Bladder Health: Let go of the Embarrassment, Not the Urine
by Stephanie Ziegler
"I pee a little when I sneeze or laugh" or perhaps, "I leak, but I just know to always wear a pad" are common remarks from people that are experiencing a condition that healthcare providers refer to as urinary incontinence (UI). Certainly not the topic of choice for the morning coffee circle, especially in the mighty Midwest where a "tough it out and deal with it" approach exists to issues like this. However, doctors say there is no need to tough this medical condition out.
Who gets UI? According to the National Association for Continence, it is likely that almost 60,000 North Dakotans will struggle with UI at some point in their life. Many people in the Dickinson area might have the idea that only women have this issue and that leaking happens as a natural part of aging. However, UI affects both women and men and it is not a natural part of aging. In fact, there are many different causes of leaking.
Figuring out the cause of UI begins with understanding that UI starts with the bladder, an internal organ made of muscle that has several valves that control the release of urine. Doctors emphasize that knowing what is not working right, whether that be a problem with the valves or the bladder muscle itself, is important to determine how to stop the leak.
Being that not all UI is the same, the first step in figuring out the cause of UI is by answering a few standard questions. For example, "Do you leak with coughing or sneezing?" or "Do you have a sudden urge to pee? If so, are you actually able to make it to the toilet in your own home?" Others may not even feel the leak, but friends and family instead notice the urine smell. Keeping a diary to track urine leakage may even be needed to help find possible trends or triggers of the leakage. After these questions, a healthcare provider might do a physical exam, checking to make sure everything looks normal on the outside. Additionally, laboratory tests are often done on a urine sample.

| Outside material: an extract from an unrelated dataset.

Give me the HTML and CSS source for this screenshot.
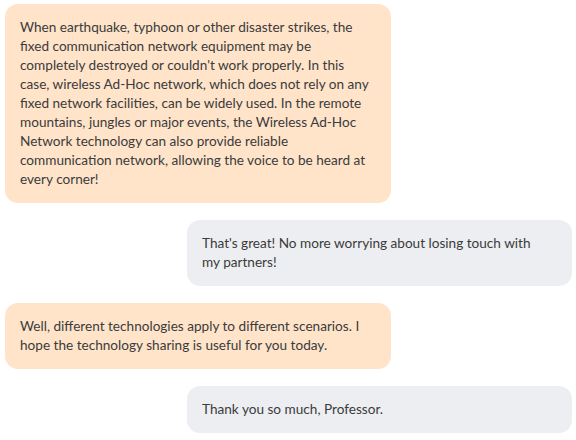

With the history, physical exam, and labs completed, doctors can usually classify what is causing the urine leakage into four or five different categories. These categories range from weak bladder muscles or muscles around the bladder, to an overactive bladder, to even a nerve problem that is sending the wrong signals to the bladder to empty at the wrong time.
Once doctors figure out the most likely category type of UI, they will be able to better give advice on how UI can be relieved or at least lessened. Some people simply need to do muscle-strengthening exercises for better control of urinating. Others will see improvement in their UI by avoiding soda, or any carbonated drink, as bladders can be sensitive to the chemicals used in the carbonization process that create that "fizz." Caffeine is commonly suggested to avoid since it can trigger the bladder to want to urinate more. Because science has proved that smoking and carrying extra pounds may be triggers to leaking, doctors might recommend quitting nicotine use and losing weight. Lastly, people might even need to see a specialist to further nail down the cause and correct treatment.
Although UI is commonly an unspoken topic, education and discussion on this topic can result in a life that is drier. Now is a good time to let go of the embarrassment, not the urine, and start the conversation with a healthcare provider: "I might have urinary incontinence and I understand there might be ways to make it better."
This article also appeared in the December 28, 2022 issue of the Dickinson Press.
About the Author
Stephanie Ziegler is a third-year medical student at the University of North Dakota School of Medicine & Health Sciences. She was selected as the Dickinson participant for the school's ROME program, or Rural Opportunities in Medical Education. The program includes teaching student doctors the importance of rural newspapers’ role in sharing health information. As a future rural healthcare leader, Ziegler has written this column to provide health information for her ROME community. The information is not for diagnosis or treatment and should not be used in place of previous medical advice provided by a licensed practitioner.